Anonymous Coward says:

At the Copyright office website…
“Due to system outages at the data center maintained by the Library of Congress, the U.S. Copyright Office’s eCO registration system is offline. The Library of Congress informs us that it is working to resolve the problems as expeditiously as possible, but we do not have an estimated time for service resumption.

Please note that during this outage, you can still file a copyright registration for your work using a paper registration form. All regulations for paper submitted applications, including fees, will apply. Fillable PDF registration forms are available at http://copyright.gov/forms. For further information, please contact (202)-707-3000 or 1-877-476-0778 (toll free).”

Anonymous Coward says:

MANIAC ATTACKS SCHEDULED MAINTENANCE! I was so sheeshed that didn't properly highlight the worst!

SCHEDULED MAINTENANCE.

SCHEDULED MAINTENANCE IS NOT A FLAW. IT’S PLANNED, INTENDED, AND NORMAL. PERHAPS FOR THE VERY UPGRADES THAT HE CLAIMS ISN’T HAPPENING.

Clearly ivory-tower Masnick has not least notion what that means. He lives in a world of magic widgets that never need maintenance. He believes that his Ivy League fairy dust lets computers run without power.

Please don’t in least degree admit this combines jaw-dropping stupidity with malefic spite to attack copyright by loony linkage, kids! Even a hint of sanity would totally ruin my fun at Techdirt.


TENTH try on this new! Never seems to get in until I add a ruler…
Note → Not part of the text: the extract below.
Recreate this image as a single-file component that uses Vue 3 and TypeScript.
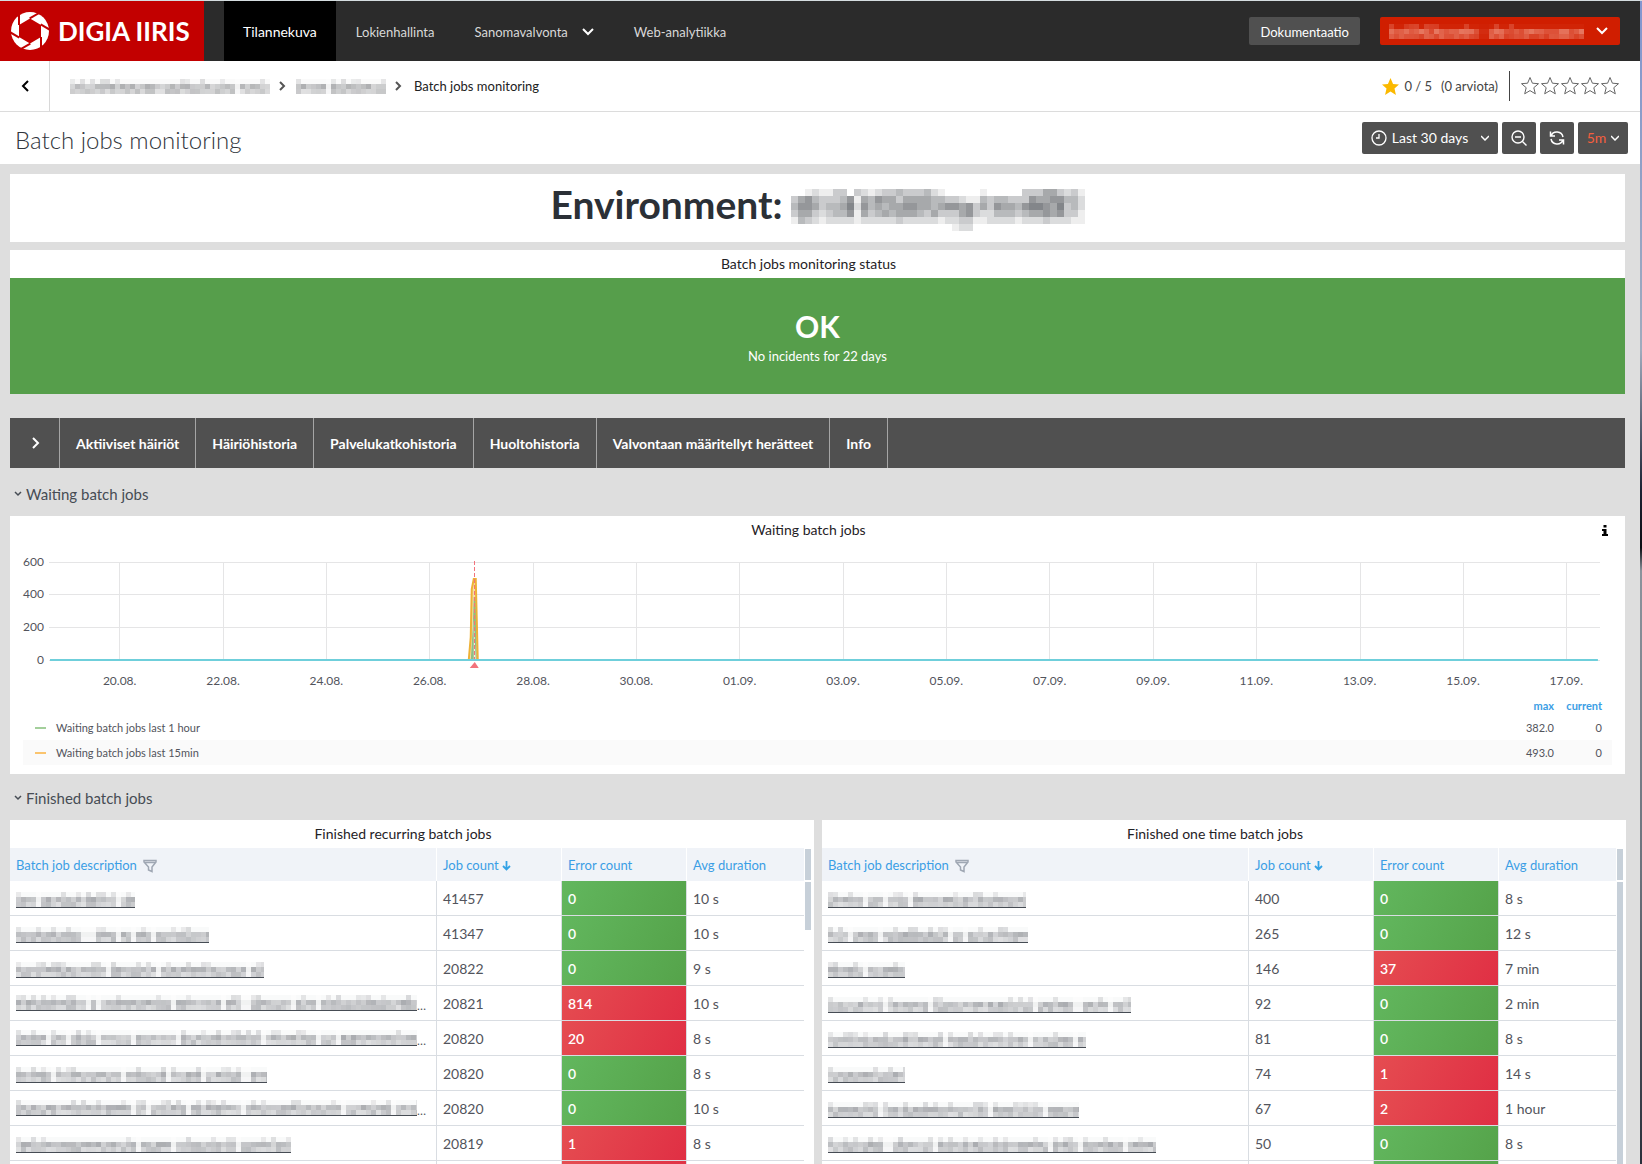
<script setup lang="ts">
import { computed, ref } from 'vue'

interface Job { name: number; count: string; errors: number; duration: string; cut?: boolean }
interface JobTable { title: string; jobs: Job[]; thumb: string }
interface Cell { x: number; y: number; o: number }

const navItems = ['Tilannekuva', 'Lokienhallinta', 'Sanomavalvonta', 'Web-analytiikka']
const tabs = ['Aktiiviset häiriöt', 'Häiriöhistoria', 'Palvelukatkohistoria', 'Huoltohistoria', 'Valvontaan määritellyt herätteet', 'Info']
const dates = ['20.08.', '22.08.', '24.08.', '26.08.', '28.08.', '30.08.', '01.09.', '03.09.', '05.09.', '07.09.', '09.09.', '11.09.', '13.09.', '15.09.', '17.09.']
const levels = [{ label: '600', y: 3 }, { label: '400', y: 35 }, { label: '200', y: 68 }, { label: '0', y: 101 }]
const series = [
  { label: 'Waiting batch jobs last 1 hour', color: '#a3cf9b', max: '382.0' },
  { label: 'Waiting batch jobs last 15min', color: '#fac46e', max: '493.0' },
]
const activeNav = ref(0)
const rating = ref(0)

const job = (name: number, count: string, errors: number, duration: string, cut = false): Job => ({ name, count, errors, duration, cut })
const tables: JobTable[] = [
  {
    title: 'Finished recurring batch jobs',
    thumb: 'short',
    jobs: [
      job(119, '41457', 0, '10 s'), job(193, '41347', 0, '10 s'), job(248, '20822', 0, '9 s'),
      job(401, '20821', 814, '10 s', true), job(401, '20820', 20, '8 s', true), job(251, '20820', 0, '8 s'),
      job(401, '20820', 0, '10 s', true), job(275, '20819', 1, '8 s'), job(0, '', 1, ''),
    ],
  },
  {
    title: 'Finished one time batch jobs',
    thumb: 'full',
    jobs: [
      job(198, '400', 0, '8 s'), job(200, '265', 0, '12 s'), job(77, '146', 37, '7 min'),
      job(303, '92', 0, '2 min'), job(258, '81', 0, '8 s'), job(77, '74', 1, '14 s'),
      job(251, '67', 2, '1 hour'), job(328, '50', 0, '8 s'), job(0, '', 0, ''),
    ],
  },
]

/* Repeatable noise, so a masked label always looks the same. */
const noise = (n: number): number => {
  const v = Math.sin(n * 127.1 + 11.7) * 43758.5453
  return v - Math.floor(v)
}
/* Mask tiles in three bands: ascenders, letter bodies and baseline. */
function mask(width: number, seed: number): Cell[] {
  const out: Cell[] = []
  const cols = Math.ceil(width / 5)
  for (let c = 0; c < cols; c++) {
    const k = seed * 97 + c
    const gap = c > 3 && noise(k + 0.3) < 0.09
    const tall = c === 0 || noise(k + 0.6) < 0.3
    out.push({ x: c * 5, y: 0, o: gap ? 0.02 : tall ? 0.12 + noise(k) * 0.1 : 0.03 })
    out.push({ x: c * 5, y: 5, o: gap ? 0.08 : 0.24 + noise(k + 0.1) * 0.24 })
    out.push({ x: c * 5, y: 10, o: gap ? 0.05 : 0.18 + noise(k + 0.2) * 0.2 })
  }
  return out
}
const hostRows = [
  '001211330321233433342100000100000333553231',
  '356433346154655355554433211434433365566442',
  '466534457264545566554566563536554677657342',
  '355323446153454555435333563224443455656331',
  '143212222122222322222122331122221222322211',
  '000000000000000000000001220000000000000000',
]
const hostCells = computed<Cell[]>(() => hostRows.flatMap((r, y) => [...r].map((d, x) => ({ x: x * 7, y: y * 7, o: Number(d) / 12 }))))
</script>

<template>
  <div class="shell">
    <header class="top">
      <a class="logo" href="#" aria-label="Digia Iiris">
        <svg width="38" height="38" viewBox="-19 -19 38 38" aria-hidden="true">
          <circle r="19" fill="#fff" />
          <path d="M11 -6V6L0 12.500L-11 6V-6L0 -12.500Z" fill="#c20000" />
          <g stroke="#c20000" stroke-width="2">
            <path v-for="i in 6" :key="i" d="M11 6V20" :transform="`rotate(${i * 60})`" />
          </g>
        </svg>
        <span>DIGIA IIRIS</span>
      </a>
      <nav class="nav">
        <a v-for="(n, i) in navItems" :key="n" href="#" :class="{ on: i === activeNav }" @click.prevent="activeNav = i">
          {{ n }}
          <svg v-if="i === 2" width="12" height="8" viewBox="0 0 12 8"><path d="M1 1l5 5 5-5" fill="none" stroke="#fff" stroke-width="2" /></svg>
        </a>
      </nav>
      <button class="docs" type="button">Dokumentaatio</button>
      <button class="user" type="button" aria-label="User menu">
        <svg class="mask" width="195" height="15" fill="#ffd9c9"><rect v-for="(c, i) in mask(195, 5)" :key="i" :x="c.x" :y="c.y" width="5" height="5" :opacity="c.o" /></svg>
        <svg width="12" height="8" viewBox="0 0 12 8"><path d="M1 1l5 5 5-5" fill="none" stroke="#fff" stroke-width="2" /></svg>
      </button>
    </header>

    <div class="crumbs">
      <button class="back" type="button" aria-label="Back">
        <svg width="8" height="12" viewBox="0 0 8 12"><path d="M7 1L2 6l5 5" fill="none" stroke="#000" stroke-width="2" /></svg>
      </button>
      <nav class="trail">
        <a href="#" aria-label="Level one"><svg class="mask" width="200" height="15" fill="#56585c"><rect v-for="(c, i) in mask(200, 2)" :key="i" :x="c.x" :y="c.y" width="5" height="5" :opacity="c.o" /></svg></a>
        <svg class="sep" width="8" height="12" viewBox="0 0 8 12"><path d="M1 2l4 4-4 4" fill="none" stroke="#555" stroke-width="2" /></svg>
        <a href="#" aria-label="Level two"><svg class="mask" width="90" height="15" fill="#56585c"><rect v-for="(c, i) in mask(90, 3)" :key="i" :x="c.x" :y="c.y" width="5" height="5" :opacity="c.o" /></svg></a>
        <svg class="sep" width="8" height="12" viewBox="0 0 8 12"><path d="M1 2l4 4-4 4" fill="none" stroke="#555" stroke-width="2" /></svg>
        <span>Batch jobs monitoring</span>
      </nav>
      <div class="score">
        <svg width="17" height="17" viewBox="0 0 20 20"><path d="M10 0l3 7 7 .6-5.300 4.800L16.400 20 10 15.900 3.600 20l1.700-7.600L0 7.600 7 7z" fill="#fbb900" /></svg>
        <span>0 / 5</span><span class="votes">(0 arviota)</span>
      </div>
      <div class="stars">
        <button v-for="s in 5" :key="s" type="button" :aria-label="`Rate ${s}`" @click="rating = s">
          <svg width="20" height="20" viewBox="0 0 20 20"><path d="M10 1.500l2.400 5.700 6.100.5-4.700 4 1.500 6.100L10 14.600l-5.300 3.200 1.500-6.100-4.700-4 6.100-.5z" :fill="s <= rating ? '#fbb900' : 'none'" stroke="#666" /></svg>
        </button>
      </div>
    </div>

    <div class="titlebar">
      <h1>Batch jobs monitoring</h1>
      <div class="tools">
        <button class="range" type="button">
          <svg width="16" height="16" viewBox="0 0 16 16" fill="none" stroke="#fff"><circle cx="8" cy="8" r="7" stroke-width="1.300" /><path d="M8 4v4H5" stroke-width="1.300" /></svg>
          <span>Last 30 days</span>
          <svg width="8" height="6" viewBox="0 0 8 6"><path d="M0 1l4 4 4-4" fill="none" stroke="#fff" stroke-width="1.500" /></svg>
        </button>
        <button class="sq" type="button" aria-label="Zoom out">
          <svg width="16" height="16" viewBox="0 0 16 16" fill="none" stroke="#fff" stroke-width="1.400"><circle cx="7" cy="7" r="6" /><path d="M4 7h6M11.500 11.500l4 4" /></svg>
        </button>
        <button class="sq" type="button" aria-label="Refresh">
          <svg width="16" height="16" viewBox="0 0 16 16" fill="none" stroke="#fff" stroke-width="1.500"><path d="M2 6a6.300 6.300 0 0 1 12 1M14 10a6.300 6.300 0 0 1-12-1M1.500 1.500V6H6M14.500 14.500V10H10" /></svg>
        </button>
        <button class="every" type="button">
          <span>5m</span>
          <svg width="8" height="6" viewBox="0 0 8 6"><path d="M0 1l4 4 4-4" fill="none" stroke="#fff" stroke-width="1.500" /></svg>
        </button>
      </div>
    </div>

    <main class="board">
      <section class="panel host">
        <h2>Environment:</h2>
        <svg class="mask" width="294" height="42" fill="#2b3036"><rect v-for="(c, i) in hostCells" :key="i" :x="c.x" :y="c.y" width="7" height="7" :opacity="c.o" /></svg>
      </section>

      <section class="panel">
        <h3>Batch jobs monitoring status</h3>
        <div class="ok"><strong>OK</strong><span>No incidents for 22 days</span></div>
      </section>

      <nav class="tabs">
        <button class="open" type="button" aria-label="Expand">
          <svg width="8" height="12" viewBox="0 0 8 12"><path d="M1 1l5 5-5 5" fill="none" stroke="#fff" stroke-width="2" /></svg>
        </button>
        <button v-for="t in tabs" :key="t" type="button">{{ t }}</button>
      </nav>

      <button class="fold" type="button">
        <svg width="8" height="6" viewBox="0 0 8 6"><path d="M1 1l3 3 3-3" fill="none" stroke="#464c54" stroke-width="1.500" /></svg>Waiting batch jobs
      </button>

      <section class="panel chart">
        <h3>Waiting batch jobs</h3>
        <button class="info" type="button" aria-label="Panel info">
          <svg width="6" height="11" viewBox="0 0 6 11"><path d="M1.500 0h3v2.500h-3zM0 4h4.500v5H6v2H0V9h1.500V6H0z" /></svg>
        </button>
        <div class="plot">
          <div class="levels"><span v-for="l in levels" :key="l.label">{{ l.label }}</span></div>
          <svg class="area" width="100%" height="112">
            <g stroke="#e5e5e6" shape-rendering="crispEdges">
              <line v-for="l in levels" :key="l.y" x1="0" x2="100%" :y1="l.y" :y2="l.y" />
              <line v-for="(d, i) in dates" :key="d" :x1="`${4.56 + i * 6.664}%`" :x2="`${4.56 + i * 6.664}%`" y1="3" y2="101" />
            </g>
            <svg x="27.45%" overflow="visible">
              <path d="M-6 101L-4 78L-3 30L-1 20H1L2 60L3 101Z" fill="#f6dfa4" />
              <path d="M-4 101L-2 70L-1 38L1 38L2 101Z" fill="#8fbf85" />
              <path d="M-1 101V60L1 101Z" fill="#f7efdc" />
              <path d="M-6 101L-4 78L-3 30L-1 20H1L2 60L3 101" fill="none" stroke="#eeb136" stroke-width="2" />
              <path d="M0 2V101" stroke="#f2737c" stroke-dasharray="4 2" shape-rendering="crispEdges" />
              <path d="M-5 109h9L0 103z" fill="#f2737c" />
            </svg>
            <rect x="1" y="100" width="99.800%" height="2" fill="#6fcfdb" />
          </svg>
        </div>
        <div class="dates"><span v-for="d in dates" :key="d">{{ d }}</span></div>
        <table class="legend">
          <thead><tr><th></th><th class="num">max</th><th class="num cur">current</th></tr></thead>
          <tbody>
            <tr v-for="s in series" :key="s.label">
              <td><i :style="{ background: s.color }"></i>{{ s.label }}</td><td class="num">{{ s.max }}</td><td class="num cur">0</td>
            </tr>
          </tbody>
        </table>
      </section>

      <button class="fold" type="button">
        <svg width="8" height="6" viewBox="0 0 8 6"><path d="M1 1l3 3 3-3" fill="none" stroke="#464c54" stroke-width="1.500" /></svg>Finished batch jobs
      </button>

      <div class="pair">
        <section v-for="(t, ti) in tables" :key="t.title" class="panel">
          <h3>{{ t.title }}</h3>
          <div class="scroller">
            <table class="jobs">
              <colgroup><col /><col class="c" /><col class="c" /><col class="d" /></colgroup>
              <thead>
                <tr>
                  <th>Batch job description
                    <svg width="14" height="14" viewBox="0 0 14 14"><path d="M1 1.500h12v1.500L9 8v4.500L5.500 11V8L1 3zM1 3.500h12" fill="none" stroke="#9fa7b3" stroke-width="1.500" /></svg>
                  </th>
                  <th>Job count
                    <svg class="arrow" width="9" height="10" viewBox="0 0 9 10"><path d="M4.500 0v8M1 5l3.500 3.500L8 5" fill="none" stroke="#33a2e5" stroke-width="1.800" /></svg>
                  </th>
                  <th>Error count</th>
                  <th>Avg duration</th>
                </tr>
              </thead>
              <tbody>
                <tr v-for="(j, i) in t.jobs" :key="i">
                  <td>
                    <a v-if="j.name" class="job" href="#" :aria-label="`Job ${i + 1}`" :style="{ width: j.name + 'px' }"><svg class="mask" width="100%" height="15" fill="#4f535b"><rect v-for="(c, k) in mask(j.name, ti * 20 + i + 7)" :key="k" :x="c.x" :y="c.y" width="5" height="5" :opacity="c.o" /></svg></a><span v-if="j.cut" class="cut">…</span>
                  </td>
                  <td>{{ j.count }}</td>
                  <td :class="['err', { bad: j.errors > 0 }]">{{ j.count ? j.errors : '' }}</td>
                  <td>{{ j.duration }}</td>
                </tr>
              </tbody>
            </table>
            <div class="rail"><i></i><i :class="t.thumb"></i></div>
          </div>
        </section>
      </div>
    </main>
  </div>
</template>

<style>
body { margin: 0; overflow: hidden; }
</style>

<style scoped>
* { box-sizing: border-box; }
.shell {
  height: 100vh; display: flex; flex-direction: column; overflow: hidden;
  border-top: 1px solid #d5dde0; padding-right: 2px;
  background: linear-gradient(#dedede, #dedede) left / calc(100% - 2px) 100% no-repeat, linear-gradient(#8296cf, #9fabbd 30%, #1b2233 42%, #0b0d12 47%, #8b939c 49%, #6b727c 75%, #2a2f3a);
  font-family: Lato, "Noto Sans", sans-serif; font-size: 13px; line-height: 20px; color: #222;
}
button { font: inherit; color: inherit; border: 0; background: none; padding: 0; margin: 0; cursor: pointer; }
a { color: inherit; text-decoration: none; }
h1, h2, h3 { margin: 0; font-weight: 400; }
svg { display: block; flex: none; }

.top { height: 60px; flex: none; display: flex; align-items: center; background: #2b2b2b; color: #d8d8d8; padding-right: 20px; }
.logo { width: 204px; height: 60px; display: flex; align-items: center; gap: 9px; padding-left: 11px; background: #c20000; color: #fff; font-size: 26px; font-weight: 700; line-height: 32px; white-space: nowrap; }
.nav { display: flex; align-self: stretch; margin-left: 20px; flex: 1; }
.nav a { display: flex; align-items: center; gap: 14px; padding: 2px 20px 0; }
.nav .on { background: #000; color: #fff; font-size: 14px; padding: 2px 19px 0; }
.docs { height: 28px; padding: 2px 11px 0; background: #505050; color: #fff; border-radius: 2px; margin-right: 20px; }
.user { height: 28px; width: 240px; display: flex; align-items: center; justify-content: space-between; padding: 0 12px 0 9px; background: #d01e00; border-radius: 2px; }

.crumbs { height: 51px; flex: none; display: flex; align-items: center; background: #fff; border-bottom: 1px solid #dcdcdc; padding-right: 20px; }
.back { width: 50px; height: 50px; display: flex; align-items: center; justify-content: center; border-right: 1px solid #d8d8d8; }
.trail { flex: 1; display: flex; align-items: center; padding-left: 20px; }
.sep { margin: 0 9px; }
.trail span { padding-left: 2px; }
.score { display: flex; align-items: center; gap: 5px; color: #444; height: 30px; padding-right: 11px; border-right: 1px solid #444; }
.votes { margin-left: 4px; }
.stars { display: flex; margin-left: 10px; }

.titlebar { height: 52px; flex: none; display: flex; align-items: center; justify-content: space-between; background: #fff; padding: 0 12px 0 15px; }
h1 { font-size: 24px; line-height: 32px; font-weight: 300; color: #30353c; padding-top: 4px; }
.tools { display: flex; gap: 4px; color: #fff; }
.tools button { height: 32px; display: flex; align-items: center; justify-content: center; background: #505050; border-radius: 2px; }
.tools .range { width: 136px; gap: 5px; font-size: 14px; }
.range span { padding-right: 8px; }
.tools .sq { width: 34px; }
.tools .every { width: 50px; gap: 5px; font-size: 14px; }
.every span { color: #f55f3e; }

.board { flex: 1; min-height: 0; display: flex; flex-direction: column; padding: 10px 15px 0 10px; }
.panel { background: #fff; position: relative; min-width: 0; }
h3 { height: 28px; line-height: 28px; text-align: center; padding-right: 18px; font-size: 14px; color: #1f2226; }
.host { height: 68px; flex: none; display: flex; justify-content: center; gap: 8px; margin-bottom: 8px; }
h2 { font-size: 39px; line-height: 60px; font-weight: 700; color: #2b3036; }
.host .mask { margin-top: 15px; }
.ok { height: 116px; display: flex; flex-direction: column; align-items: center; background: #569e4b; color: #fff; padding-top: 28px; }
.ok strong { font-size: 30px; line-height: 40px; }
.tabs { height: 50px; flex: none; display: flex; margin-top: 24px; background: #505050; color: #fff; font-size: 14px; font-weight: 700; }
.tabs button { padding: 2px 16px 0; border-right: 1px solid #a5a5a5; }
.tabs .open { width: 50px; padding: 0 0 0 3px; display: flex; align-items: center; justify-content: center; }
.fold { height: 48px; flex: none; display: flex; align-items: center; gap: 4px; padding: 4px 0 0 4px; font-size: 15px; color: #464c54; }

.chart { height: 258px; flex: none; margin-bottom: -2px; }
.info { position: absolute; right: 17px; top: 9px; }
.plot { display: flex; margin-top: 15px; font-size: 12px; color: #52545c; }
.levels { width: 39px; padding-right: 5px; text-align: right; display: grid; grid-template-rows: 32px 33px 33px 14px; line-height: 6px; }
.area { flex: 1; min-width: 0; margin-right: 25px; overflow: visible; }
.dates { display: grid; grid-template-columns: repeat(15, 1fr); margin: 0 7px 0 58px; text-align: center; font-size: 12px; height: 26px; color: #52545c; }
.legend { width: calc(100% - 26px); margin-left: 13px; border-spacing: 0; font-size: 11px; line-height: 18px; color: #52545c; }
.legend th { height: 18px; padding: 0; color: #3b9ee5; font-weight: 700; }
.legend td { height: 25px; padding: 0; }
.legend tbody tr:nth-child(2) { background: #fafafa; }
.legend .num { width: 60px; text-align: right; }
.legend .num.cur { width: 58px; padding-right: 10px; }
.legend i { display: inline-block; width: 11px; height: 2px; margin: 0 10px 2px 12px; vertical-align: middle; }

.pair { flex: 1; min-height: 0; display: grid; grid-template-columns: 1fr 1fr; gap: 8px; margin-right: -1px; overflow: hidden; }
.scroller { display: flex; }
.jobs { flex: 1; min-width: 0; table-layout: fixed; border-spacing: 0; color: #52545c; font-size: 14px; }
.c { width: 125px; }
.d { width: 117px; }
.jobs th { height: 33px; padding: 1px 6px 0; text-align: left; font-size: 13px; font-weight: 400; color: #3b9ee5; background: #f0f3f8; border-right: 1px solid #fff; }
.jobs th svg { display: inline-block; vertical-align: -3px; margin-left: 3px; }
.jobs th .arrow { vertical-align: -1px; margin-left: 0; }
.jobs td { height: 35px; padding: 2px 6px 0; border-right: 1px solid #d9dde2; border-bottom: 1px solid #d9dde2; white-space: nowrap; overflow: hidden; }
.jobs th:last-child, .jobs td:last-child { border-right: 0; }
.jobs .err { background: linear-gradient(120deg, #62b75e, #55a34a) padding-box; color: #fff; font-weight: 600; }
.jobs .bad { background: linear-gradient(120deg, #e54d51, #e02f44) padding-box; }
.job { display: inline-block; vertical-align: middle; border-bottom: 1px solid #464c54; }
.cut { vertical-align: -3px; font-size: 12px; }
.rail { width: 10px; padding: 1px 3px 0 1px; display: flex; flex-direction: column; gap: 2px; }
.rail i { background: #c7d0d9; height: 31px; }
.rail .short { height: 48px; }
.rail .full { flex: 1; }
</style>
Arthur Moore (profile) says:

GAO: No Secure Connection (https://) Required

Interestingly, I can’t access that GAO link in a secure manner. My browser automatically tries to connect to HTTPS first, but I get show a page which tries to direct me to the HTTP home page and says this:

No Secure Connection (https://) Required

You have reached the website for the Government Accountability Office. However, your browser is trying a secure connection (https). GAO’s public website can be reached by following the link to http://www.gao.gov

Annoyingly it directs me to the home page, so I have to find the link again, after I decide to not browse securely.